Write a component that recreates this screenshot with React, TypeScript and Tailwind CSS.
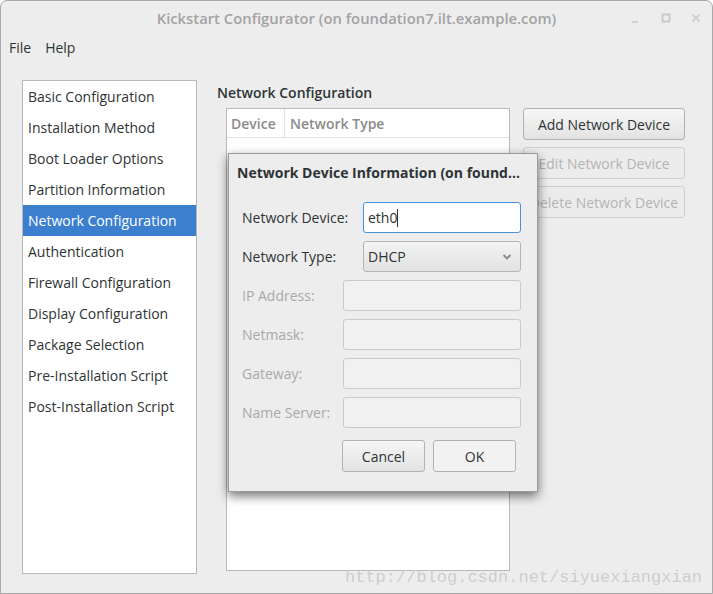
import React from "react";

const items = [
  "Basic Configuration",
  "Installation Method",
  "Boot Loader Options",
  "Partition Information",
  "Network Configuration",
  "Authentication",
  "Firewall Configuration",
  "Display Configuration",
  "Package Selection",
  "Pre-Installation Script",
  "Post-Installation Script",
];

function GtkButton({ label, disabled, className = "" }: { label: string; disabled?: boolean; className?: string }) {
  return (
    <div
      className={
        "h-[32px] flex items-center justify-center rounded-[3px] border text-[14px] whitespace-nowrap overflow-hidden " +
        (disabled
          ? "border-[#cfcfcf] text-[#b4b4b4] bg-[#ececec] "
          : "border-[#b2b2b2] text-[#2e3436] bg-gradient-to-b from-[#f6f6f6] to-[#e3e3e3] ") +
        className
      }
    >
      {label}
    </div>
  );
}

function Field({ label, children, disabled }: { label: string; children: React.ReactNode; disabled?: boolean }) {
  return (
    <div className="flex items-center h-[31px]">
      <span className={"text-[14px] " + (disabled ? "text-[#a9a9a9]" : "text-[#2e3436]")}>{label}</span>
      <div className="ml-auto">{children}</div>
    </div>
  );
}

function DisabledInput() {
  return <div className="w-[178px] h-[31px] rounded-[3px] border border-[#cacaca] bg-[#f1f1f1]" />;
}

export default function App() {
  return (
    <div className="relative w-[713px] h-[594px] overflow-hidden bg-[#ededed] border border-[#a9a9a9] rounded-t-[7px] flex flex-col text-[#2e3436] [font-family:'Open_Sans',sans-serif]">
      {/* title bar */}
      <div className="relative h-[34px] flex items-center justify-center">
        <span className="text-[14.8px] font-semibold text-[#a3a3a3]">Kickstart Configurator (on foundation7.ilt.example.com)</span>
        <div className="absolute right-[10px] top-[11px] flex items-center gap-[18px]">
          <svg width="12" height="12" viewBox="0 0 12 12">
            <rect x="2" y="9" width="6" height="2" fill="#cfcfcf" />
          </svg>
          <svg width="12" height="12" viewBox="0 0 12 12">
            <rect x="2.5" y="2.5" width="7" height="7" fill="none" stroke="#cbcbcb" strokeWidth="2" />
          </svg>
          <svg width="12" height="12" viewBox="0 0 12 12">
            <path d="M2.5 2.5 L9.5 9.5 M9.5 2.5 L2.5 9.5" stroke="#d2d2d2" strokeWidth="2.2" />
          </svg>
        </div>
      </div>

      {/* menu bar */}
      <div className="h-[25px] flex items-center gap-[14px] px-[8px] text-[14px]">
        <span>File</span>
        <span>Help</span>
      </div>

      {/* body */}
      <div className="flex flex-1 pt-[20px] pl-[21px] pb-[19px]">
        <div className="w-[175px] bg-white border border-[#b8b8b8]">
          {items.map((it) => (
            <div
              key={it}
              className={
                "h-[31px] px-[5px] flex items-center text-[14px] whitespace-nowrap " +
                (it === "Network Configuration" ? "bg-[#3b7fce] text-white" : "")
              }
            >
              {it}
            </div>
          ))}
        </div>

        <div className="ml-[20px] flex flex-col">
          <div className="h-[24px] flex items-center text-[14px] font-semibold">Network Configuration</div>
          <div className="flex mt-[4px] ml-[9px]">
            <div className="w-[284px] h-[463px] bg-white border border-[#b8b8b8]">
              <div className="h-[29px] flex border-b border-[#e2e2e2] text-[14px] font-semibold text-[#8b8b8b]">
                <div className="w-[58px] border-r border-[#e2e2e2] px-[4px] flex items-center">Device</div>
                <div className="px-[5px] flex items-center">Network Type</div>
              </div>
            </div>
            <div className="ml-[13px] w-[162px] flex flex-col gap-[7px]">
              <GtkButton label="Add Network Device" />
              <GtkButton label="Edit Network Device" disabled />
              <GtkButton label="Delete Network Device" disabled />
            </div>
          </div>
        </div>
      </div>

      {/* dialog */}
      <div className="absolute left-[227px] top-[152px] w-[310px] h-[339px] bg-[#ededed] border border-[#9a9a9a] shadow-[0_4px_10px_rgba(0,0,0,0.55)] flex flex-col">
        <div className="h-[36px] flex items-center px-[8px] text-[14px] font-bold whitespace-nowrap">
          Network Device Information (on found...
        </div>
        <div className="flex flex-col gap-[8px] mt-[12px] pl-[13px] pr-[16px]">
          <Field label="Network Device:">
            <div className="w-[158px] h-[31px] rounded-[3px] border border-[#4a90d9] bg-white flex items-center px-[4px] text-[14px]">
              eth0<span className="inline-block w-px h-[18px] bg-[#2e3436]" />
            </div>
          </Field>
          <Field label="Network Type:">
            <div className="w-[158px] h-[31px] rounded-[3px] border border-[#b5b5b5] bg-gradient-to-b from-[#f3f3f3] to-[#e2e2e2] flex items-center px-[4px] text-[14px]">
              DHCP
              <svg className="ml-auto mr-[4px]" width="10" height="8" viewBox="0 0 10 8">
                <path d="M1.5 2 L5 5.5 L8.5 2" fill="none" stroke="#8a8a8a" strokeWidth="1.8" />
              </svg>
            </div>
          </Field>
          <Field label="IP Address:" disabled>
            <DisabledInput />
          </Field>
          <Field label="Netmask:" disabled>
            <DisabledInput />
          </Field>
          <Field label="Gateway:" disabled>
            <DisabledInput />
          </Field>
          <Field label="Name Server:" disabled>
            <DisabledInput />
          </Field>
        </div>
        <div className="flex justify-end gap-[8px] mt-[12px] pr-[21px]">
          <GtkButton label="Cancel" className="w-[83px]" />
          <GtkButton label="OK" className="w-[83px] !bg-none !bg-[#f2f2f2]" />
        </div>
      </div>

      {/* watermark */}
      <div className="absolute left-[344px] top-[568px] text-[17px] leading-none text-[#cdcdcd] whitespace-nowrap [font-family:'Liberation_Mono',monospace]">
        http://blog.csdn.net/siyuexiangxian
      </div>
    </div>
  );
}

SET EXERCISE: Copy every line of the data exactly as written, excluding the pictures.

CORRECT ANSWER:
Write a component that recreates this screenshot with React, TypeScript and Tailwind CSS.
import React from "react";

const items = [
  "Basic Configuration",
  "Installation Method",
  "Boot Loader Options",
  "Partition Information",
  "Network Configuration",
  "Authentication",
  "Firewall Configuration",
  "Display Configuration",
  "Package Selection",
  "Pre-Installation Script",
  "Post-Installation Script",
];

function GtkButton({ label, disabled, className = "" }: { label: string; disabled?: boolean; className?: string }) {
  return (
    <div
      className={
        "h-[32px] flex items-center justify-center rounded-[3px] border text-[14px] whitespace-nowrap overflow-hidden " +
        (disabled
          ? "border-[#cfcfcf] text-[#b4b4b4] bg-[#ececec] "
          : "border-[#b2b2b2] text-[#2e3436] bg-gradient-to-b from-[#f6f6f6] to-[#e3e3e3] ") +
        className
      }
    >
      {label}
    </div>
  );
}

function Field({ label, children, disabled }: { label: string; children: React.ReactNode; disabled?: boolean }) {
  return (
    <div className="flex items-center h-[31px]">
      <span className={"text-[14px] " + (disabled ? "text-[#a9a9a9]" : "text-[#2e3436]")}>{label}</span>
      <div className="ml-auto">{children}</div>
    </div>
  );
}

function DisabledInput() {
  return <div className="w-[178px] h-[31px] rounded-[3px] border border-[#cacaca] bg-[#f1f1f1]" />;
}

export default function App() {
  return (
    <div className="relative w-[713px] h-[594px] overflow-hidden bg-[#ededed] border border-[#a9a9a9] rounded-t-[7px] flex flex-col text-[#2e3436] [font-family:'Open_Sans',sans-serif]">
      {/* title bar */}
      <div className="relative h-[34px] flex items-center justify-center">
        <span className="text-[14.8px] font-semibold text-[#a3a3a3]">Kickstart Configurator (on foundation7.ilt.example.com)</span>
        <div className="absolute right-[10px] top-[11px] flex items-center gap-[18px]">
          <svg width="12" height="12" viewBox="0 0 12 12">
            <rect x="2" y="9" width="6" height="2" fill="#cfcfcf" />
          </svg>
          <svg width="12" height="12" viewBox="0 0 12 12">
            <rect x="2.5" y="2.5" width="7" height="7" fill="none" stroke="#cbcbcb" strokeWidth="2" />
          </svg>
          <svg width="12" height="12" viewBox="0 0 12 12">
            <path d="M2.5 2.5 L9.5 9.5 M9.5 2.5 L2.5 9.5" stroke="#d2d2d2" strokeWidth="2.2" />
          </svg>
        </div>
      </div>

      {/* menu bar */}
      <div className="h-[25px] flex items-center gap-[14px] px-[8px] text-[14px]">
        <span>File</span>
        <span>Help</span>
      </div>

      {/* body */}
      <div className="flex flex-1 pt-[20px] pl-[21px] pb-[19px]">
        <div className="w-[175px] bg-white border border-[#b8b8b8]">
          {items.map((it) => (
            <div
              key={it}
              className={
                "h-[31px] px-[5px] flex items-center text-[14px] whitespace-nowrap " +
                (it === "Network Configuration" ? "bg-[#3b7fce] text-white" : "")
              }
            >
              {it}
            </div>
          ))}
        </div>

        <div className="ml-[20px] flex flex-col">
          <div className="h-[24px] flex items-center text-[14px] font-semibold">Network Configuration</div>
          <div className="flex mt-[4px] ml-[9px]">
            <div className="w-[284px] h-[463px] bg-white border border-[#b8b8b8]">
              <div className="h-[29px] flex border-b border-[#e2e2e2] text-[14px] font-semibold text-[#8b8b8b]">
                <div className="w-[58px] border-r border-[#e2e2e2] px-[4px] flex items-center">Device</div>
                <div className="px-[5px] flex items-center">Network Type</div>
              </div>
            </div>
            <div className="ml-[13px] w-[162px] flex flex-col gap-[7px]">
              <GtkButton label="Add Network Device" />
              <GtkButton label="Edit Network Device" disabled />
              <GtkButton label="Delete Network Device" disabled />
            </div>
          </div>
        </div>
      </div>

      {/* dialog */}
      <div className="absolute left-[227px] top-[152px] w-[310px] h-[339px] bg-[#ededed] border border-[#9a9a9a] shadow-[0_4px_10px_rgba(0,0,0,0.55)] flex flex-col">
        <div className="h-[36px] flex items-center px-[8px] text-[14px] font-bold whitespace-nowrap">
          Network Device Information (on found...
        </div>
        <div className="flex flex-col gap-[8px] mt-[12px] pl-[13px] pr-[16px]">
          <Field label="Network Device:">
            <div className="w-[158px] h-[31px] rounded-[3px] border border-[#4a90d9] bg-white flex items-center px-[4px] text-[14px]">
              eth0<span className="inline-block w-px h-[18px] bg-[#2e3436]" />
            </div>
          </Field>
          <Field label="Network Type:">
            <div className="w-[158px] h-[31px] rounded-[3px] border border-[#b5b5b5] bg-gradient-to-b from-[#f3f3f3] to-[#e2e2e2] flex items-center px-[4px] text-[14px]">
              DHCP
              <svg className="ml-auto mr-[4px]" width="10" height="8" viewBox="0 0 10 8">
                <path d="M1.5 2 L5 5.5 L8.5 2" fill="none" stroke="#8a8a8a" strokeWidth="1.8" />
              </svg>
            </div>
          </Field>
          <Field label="IP Address:" disabled>
            <DisabledInput />
          </Field>
          <Field label="Netmask:" disabled>
            <DisabledInput />
          </Field>
          <Field label="Gateway:" disabled>
            <DisabledInput />
          </Field>
          <Field label="Name Server:" disabled>
            <DisabledInput />
          </Field>
        </div>
        <div className="flex justify-end gap-[8px] mt-[12px] pr-[21px]">
          <GtkButton label="Cancel" className="w-[83px]" />
          <GtkButton label="OK" className="w-[83px] !bg-none !bg-[#f2f2f2]" />
        </div>
      </div>

      {/* watermark */}
      <div className="absolute left-[344px] top-[568px] text-[17px] leading-none text-[#cdcdcd] whitespace-nowrap [font-family:'Liberation_Mono',monospace]">
        http://blog.csdn.net/siyuexiangxian
      </div>
    </div>
  );
}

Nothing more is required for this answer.